Amazon’s Founder Jeff Bezoz said: “The no.1 thing that has made us successful by far is an obsessive-compulsive focus on the customer as opposed to obsession over the competitor.” His focus on customers has led Amazon to create a benchmark when it comes to onsite personalization.

Customer Retention And Their Loyalty
Amazon Prime memberships have a 94% retention rate after the first year and 98% of those users stay on for the third year. What a benchmark Amazon has set for all the retailers!

These achievements are what each and every retailer hopes for their business and strives hard to achieve them. To get there, smart infusion of technology can definitely uplift the business, remove the guesswork and singlehandedly perform all the required tasks.

Let’s Take A Closer Look At Personalization

At A Store
You go to a shop and you look for top-wear, the salesman assists you in discovering all the brands the shop offers in top wear category and presents you the product varietal. You show interest in white shirts. Quickly reacting, the salesman brings you the wonderful white shirts, pairs up with jeans and boots for trial. You love it, and you buy the whole look! Technical term to this practice in personalization: Cross-Selling.

Had the salesman been suggestive of a superlative material/brand than what was being bought, he would be practicing: Up Selling.

“Photo by Min An from Pexels”

The brick and mortar store assigns a salesman to help the customers with discovering products and make purchase decisions. The more a salesman knows about the customer’s preferences and interests, the better the suggestions and assistance.

In the history of retail, this ‘personal touch’ has always been provided. It always helped with more sales and prompted customers to buy; in order to fulfill their wishes and needs.

This is personalized shopping: shopping assistance based on your interests and preferences.

At An Ecommerce Website

With the advent of online shopping, more and more retailers now consider catering the trend of shopping via the internet by establishing their e-retail businesses. But keeping your store static by just showcasing products won’t do much. Especially if your product count is high with lots of varieties and categories to offer. There are approximately 12-24 million e-commerce businesses but only a few are making a living out of it. Certainly, it’s a challenge to attract people on your store and once you bring in the traffic, the next challenge is to convert them into customers.
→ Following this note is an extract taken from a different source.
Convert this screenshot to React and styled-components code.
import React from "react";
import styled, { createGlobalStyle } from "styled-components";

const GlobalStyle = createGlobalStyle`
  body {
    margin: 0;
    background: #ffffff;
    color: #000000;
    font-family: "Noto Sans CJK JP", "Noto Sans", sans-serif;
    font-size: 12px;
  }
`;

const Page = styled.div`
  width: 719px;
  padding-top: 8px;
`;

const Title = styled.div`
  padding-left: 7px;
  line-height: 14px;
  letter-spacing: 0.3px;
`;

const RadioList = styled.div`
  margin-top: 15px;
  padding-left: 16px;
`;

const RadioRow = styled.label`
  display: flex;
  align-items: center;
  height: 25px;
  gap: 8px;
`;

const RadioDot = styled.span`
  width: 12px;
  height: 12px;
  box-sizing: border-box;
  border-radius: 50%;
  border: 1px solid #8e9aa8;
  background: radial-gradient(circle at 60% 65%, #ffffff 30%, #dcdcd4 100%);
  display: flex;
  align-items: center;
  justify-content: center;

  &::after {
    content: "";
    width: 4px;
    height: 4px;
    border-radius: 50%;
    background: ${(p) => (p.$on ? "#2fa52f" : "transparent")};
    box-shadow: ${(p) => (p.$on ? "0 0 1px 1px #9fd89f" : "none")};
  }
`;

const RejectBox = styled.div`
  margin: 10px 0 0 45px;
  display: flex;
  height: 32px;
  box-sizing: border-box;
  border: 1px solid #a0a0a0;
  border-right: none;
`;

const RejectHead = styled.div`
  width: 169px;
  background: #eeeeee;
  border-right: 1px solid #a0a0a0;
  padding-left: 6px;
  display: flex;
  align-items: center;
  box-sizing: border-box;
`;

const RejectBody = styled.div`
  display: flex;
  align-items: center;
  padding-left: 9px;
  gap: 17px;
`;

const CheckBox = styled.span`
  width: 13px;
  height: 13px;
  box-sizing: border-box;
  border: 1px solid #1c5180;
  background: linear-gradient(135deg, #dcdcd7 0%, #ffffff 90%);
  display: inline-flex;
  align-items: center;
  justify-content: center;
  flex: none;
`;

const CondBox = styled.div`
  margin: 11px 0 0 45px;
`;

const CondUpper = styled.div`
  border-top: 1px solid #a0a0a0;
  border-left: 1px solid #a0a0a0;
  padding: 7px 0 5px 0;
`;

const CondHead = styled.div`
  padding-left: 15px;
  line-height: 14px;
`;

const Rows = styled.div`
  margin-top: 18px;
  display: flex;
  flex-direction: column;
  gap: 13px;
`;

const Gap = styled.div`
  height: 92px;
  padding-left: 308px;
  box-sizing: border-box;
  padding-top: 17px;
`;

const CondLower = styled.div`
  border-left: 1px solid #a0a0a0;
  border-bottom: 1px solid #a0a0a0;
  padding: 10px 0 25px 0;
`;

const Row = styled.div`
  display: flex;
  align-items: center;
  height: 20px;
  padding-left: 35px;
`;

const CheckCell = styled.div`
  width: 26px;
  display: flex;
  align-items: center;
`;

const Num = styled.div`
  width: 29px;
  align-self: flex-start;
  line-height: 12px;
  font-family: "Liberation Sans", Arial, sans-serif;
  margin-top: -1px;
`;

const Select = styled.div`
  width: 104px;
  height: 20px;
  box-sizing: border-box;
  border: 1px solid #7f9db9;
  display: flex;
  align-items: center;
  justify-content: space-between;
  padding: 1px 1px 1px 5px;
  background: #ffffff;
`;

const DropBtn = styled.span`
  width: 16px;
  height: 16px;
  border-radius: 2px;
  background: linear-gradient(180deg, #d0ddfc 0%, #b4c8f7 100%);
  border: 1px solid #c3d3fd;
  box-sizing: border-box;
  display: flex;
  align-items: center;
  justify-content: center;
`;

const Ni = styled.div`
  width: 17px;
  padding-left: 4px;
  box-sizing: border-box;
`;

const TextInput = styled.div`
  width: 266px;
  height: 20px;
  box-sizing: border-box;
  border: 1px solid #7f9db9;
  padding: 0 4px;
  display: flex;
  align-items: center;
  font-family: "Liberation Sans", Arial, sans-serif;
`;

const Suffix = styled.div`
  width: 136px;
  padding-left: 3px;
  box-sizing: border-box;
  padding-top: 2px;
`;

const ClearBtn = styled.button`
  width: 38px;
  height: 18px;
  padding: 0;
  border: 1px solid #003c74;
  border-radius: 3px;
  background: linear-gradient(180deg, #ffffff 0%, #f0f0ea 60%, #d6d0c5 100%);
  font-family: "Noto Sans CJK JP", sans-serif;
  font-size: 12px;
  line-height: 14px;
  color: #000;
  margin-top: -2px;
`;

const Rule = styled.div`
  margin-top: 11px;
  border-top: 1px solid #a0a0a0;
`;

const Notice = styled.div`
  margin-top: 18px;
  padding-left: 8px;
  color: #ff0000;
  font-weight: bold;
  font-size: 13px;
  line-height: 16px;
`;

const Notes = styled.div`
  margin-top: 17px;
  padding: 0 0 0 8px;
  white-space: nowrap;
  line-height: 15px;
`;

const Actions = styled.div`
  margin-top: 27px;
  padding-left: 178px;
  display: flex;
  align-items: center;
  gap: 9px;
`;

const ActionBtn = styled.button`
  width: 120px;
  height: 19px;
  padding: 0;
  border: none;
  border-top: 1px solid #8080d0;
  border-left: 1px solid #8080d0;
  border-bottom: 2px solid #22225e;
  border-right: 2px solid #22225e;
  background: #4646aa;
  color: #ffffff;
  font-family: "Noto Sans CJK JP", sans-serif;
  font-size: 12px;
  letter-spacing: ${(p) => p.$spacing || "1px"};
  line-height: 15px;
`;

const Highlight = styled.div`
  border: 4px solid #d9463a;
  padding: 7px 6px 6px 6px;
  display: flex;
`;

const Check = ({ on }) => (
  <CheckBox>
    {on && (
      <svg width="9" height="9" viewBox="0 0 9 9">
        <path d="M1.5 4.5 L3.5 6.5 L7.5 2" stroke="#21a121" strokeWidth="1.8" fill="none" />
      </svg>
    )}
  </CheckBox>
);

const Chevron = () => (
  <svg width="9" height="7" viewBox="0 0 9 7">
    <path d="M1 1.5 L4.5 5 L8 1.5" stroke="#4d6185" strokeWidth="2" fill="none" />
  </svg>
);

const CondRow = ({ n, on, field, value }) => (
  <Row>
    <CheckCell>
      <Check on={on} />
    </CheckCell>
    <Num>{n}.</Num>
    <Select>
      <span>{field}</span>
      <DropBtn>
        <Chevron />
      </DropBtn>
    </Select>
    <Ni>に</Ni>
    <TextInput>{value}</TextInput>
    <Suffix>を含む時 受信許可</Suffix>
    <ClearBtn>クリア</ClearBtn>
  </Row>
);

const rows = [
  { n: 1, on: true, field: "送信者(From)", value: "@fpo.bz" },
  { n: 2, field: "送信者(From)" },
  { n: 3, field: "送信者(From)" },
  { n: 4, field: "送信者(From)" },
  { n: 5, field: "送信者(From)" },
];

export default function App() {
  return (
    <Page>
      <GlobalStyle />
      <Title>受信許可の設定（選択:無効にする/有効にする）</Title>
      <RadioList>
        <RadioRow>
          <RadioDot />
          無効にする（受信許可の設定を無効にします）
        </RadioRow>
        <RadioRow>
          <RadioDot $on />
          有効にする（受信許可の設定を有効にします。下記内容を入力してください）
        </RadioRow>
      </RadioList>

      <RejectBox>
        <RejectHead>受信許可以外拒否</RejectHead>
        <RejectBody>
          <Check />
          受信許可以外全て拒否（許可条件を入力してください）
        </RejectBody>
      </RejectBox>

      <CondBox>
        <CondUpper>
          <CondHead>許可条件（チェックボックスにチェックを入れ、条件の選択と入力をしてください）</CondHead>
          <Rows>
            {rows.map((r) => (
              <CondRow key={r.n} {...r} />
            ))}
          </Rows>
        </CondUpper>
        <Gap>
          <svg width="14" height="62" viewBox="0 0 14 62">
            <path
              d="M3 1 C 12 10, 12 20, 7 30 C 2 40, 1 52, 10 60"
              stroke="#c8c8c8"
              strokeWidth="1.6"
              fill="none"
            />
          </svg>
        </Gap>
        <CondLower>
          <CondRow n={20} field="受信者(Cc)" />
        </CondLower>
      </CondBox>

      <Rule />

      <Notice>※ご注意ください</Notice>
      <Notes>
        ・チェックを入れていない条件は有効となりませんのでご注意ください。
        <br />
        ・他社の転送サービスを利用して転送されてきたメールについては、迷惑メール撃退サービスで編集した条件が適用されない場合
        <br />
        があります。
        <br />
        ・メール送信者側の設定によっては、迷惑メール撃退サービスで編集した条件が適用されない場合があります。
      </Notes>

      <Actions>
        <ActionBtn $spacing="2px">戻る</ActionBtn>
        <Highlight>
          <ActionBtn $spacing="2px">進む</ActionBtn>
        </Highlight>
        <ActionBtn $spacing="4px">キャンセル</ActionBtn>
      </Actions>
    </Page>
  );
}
Undoubtedly, online retailers also want to serve customers the way offline shops do with even better offerings. So can retailers offer salesmanship on an online store? Is it possible to attend every customer? And individualize their shopping experience?

Considering you’ve shopped online on big retail giants *eyeing Amazon*, you’re already in possession of the much-treasured answer – Yes!
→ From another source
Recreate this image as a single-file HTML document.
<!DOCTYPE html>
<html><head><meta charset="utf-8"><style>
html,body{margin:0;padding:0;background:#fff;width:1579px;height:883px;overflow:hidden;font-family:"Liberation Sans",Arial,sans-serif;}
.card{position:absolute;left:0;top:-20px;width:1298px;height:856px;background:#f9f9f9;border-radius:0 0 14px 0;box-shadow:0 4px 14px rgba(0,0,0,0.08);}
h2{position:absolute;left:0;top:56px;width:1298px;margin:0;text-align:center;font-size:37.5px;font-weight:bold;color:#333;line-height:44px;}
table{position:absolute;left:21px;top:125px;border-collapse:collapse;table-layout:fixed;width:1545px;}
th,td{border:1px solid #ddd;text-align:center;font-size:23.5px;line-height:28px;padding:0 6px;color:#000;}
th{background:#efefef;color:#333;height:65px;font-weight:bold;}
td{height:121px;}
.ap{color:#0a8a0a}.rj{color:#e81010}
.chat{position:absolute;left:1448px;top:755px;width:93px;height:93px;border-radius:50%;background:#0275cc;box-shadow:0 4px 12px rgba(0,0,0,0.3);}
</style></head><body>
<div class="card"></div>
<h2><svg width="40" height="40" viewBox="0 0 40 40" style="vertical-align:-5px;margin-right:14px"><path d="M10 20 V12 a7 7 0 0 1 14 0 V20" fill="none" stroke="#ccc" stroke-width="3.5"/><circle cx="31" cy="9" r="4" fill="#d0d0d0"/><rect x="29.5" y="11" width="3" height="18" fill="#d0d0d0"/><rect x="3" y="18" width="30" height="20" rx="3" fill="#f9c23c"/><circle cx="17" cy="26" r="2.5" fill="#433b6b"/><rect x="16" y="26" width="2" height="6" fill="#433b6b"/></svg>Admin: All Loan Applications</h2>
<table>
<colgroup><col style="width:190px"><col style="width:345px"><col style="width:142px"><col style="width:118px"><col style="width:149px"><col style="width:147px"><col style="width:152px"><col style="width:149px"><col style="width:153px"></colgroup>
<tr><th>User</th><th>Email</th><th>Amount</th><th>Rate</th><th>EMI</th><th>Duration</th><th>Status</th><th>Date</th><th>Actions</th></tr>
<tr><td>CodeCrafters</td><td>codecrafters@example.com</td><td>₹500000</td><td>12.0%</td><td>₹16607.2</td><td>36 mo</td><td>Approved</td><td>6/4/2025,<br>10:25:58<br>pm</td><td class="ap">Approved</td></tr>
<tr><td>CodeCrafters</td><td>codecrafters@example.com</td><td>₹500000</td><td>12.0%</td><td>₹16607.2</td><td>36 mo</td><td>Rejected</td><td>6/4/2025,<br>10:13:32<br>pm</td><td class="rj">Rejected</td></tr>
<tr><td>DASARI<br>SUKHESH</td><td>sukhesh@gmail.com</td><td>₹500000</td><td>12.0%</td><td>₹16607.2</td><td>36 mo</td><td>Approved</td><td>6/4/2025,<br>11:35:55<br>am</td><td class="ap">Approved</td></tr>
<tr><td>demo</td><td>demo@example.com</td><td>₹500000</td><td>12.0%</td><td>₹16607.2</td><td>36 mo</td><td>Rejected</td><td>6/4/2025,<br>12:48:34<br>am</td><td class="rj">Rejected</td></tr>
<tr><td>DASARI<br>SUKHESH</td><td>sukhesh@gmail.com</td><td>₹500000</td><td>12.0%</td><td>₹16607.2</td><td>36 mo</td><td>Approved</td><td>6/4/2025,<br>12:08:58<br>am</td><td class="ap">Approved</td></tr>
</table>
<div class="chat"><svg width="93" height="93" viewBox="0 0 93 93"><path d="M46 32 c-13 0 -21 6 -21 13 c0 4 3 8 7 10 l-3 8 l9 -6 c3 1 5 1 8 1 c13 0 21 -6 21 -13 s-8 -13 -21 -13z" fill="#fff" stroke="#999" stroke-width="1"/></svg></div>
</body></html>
‘’Photo by Negative Space from Pexels’’

In order to implement personalization and recommendation engine on your e-store, you’ll require software that matches your business requirements.

Once implemented, it will track customers’ actions, their behavior on-site such as what they are browsing, wish-listing, adding to cart, their purchase history and generate recommendations accordingly in real-time. Advanced recommendation engines will allow you to choose products to be shown to your customers, let you cross-sell and up-sell your products and optimize your product page in a way that a customer gets everything they are looking for at the very same page.

Two Popular Recommendation Methods In Ecommerce

Recommendation engine collects data and filters it accordingly on the basis of how it has been programmed to produce recommendations. Currently, there are two popular methods for running the recommendation engine in the e-commerce industry.

CONTENT-BASED FILTERING AND COLLABORATIVE FILTERING

Collaborative Filtering:A buyer’s transaction history inspires personalization to the shopper whose product interests are similar to that of the buyer and then the shopper is recommended the top products that the buyers bought.

Here’s the intent of doing so: A’s shopping interests could be similar to C’s shopping contents and interests. There’s a high possibility that the things purchased by ‘C’ will be likable enough to be bought by A.

Content-Based Filtering: Recommends the top items most similar to the product viewed by the user. This filtering works by being focused on products rather than customers.

Browsing behavior, purchase history and such actions on-site are captured for generating similar items.

Top online retail giants use software that combines both of these methods to produce recommendations. Yet, we’re only halfway to the full evolvement of personalization. Think, if the current recommendation systems could yield such great revenues, what will the evolvement result in?

I’ll leave you with this questioned future and remind you of the current state: Customers today expect to experience personalization on every shopping website they visit. You as a customer do too!!
This being said, retailers should be keen on implementing recommendation software to enhance the shopping experience and not let the customers turn away.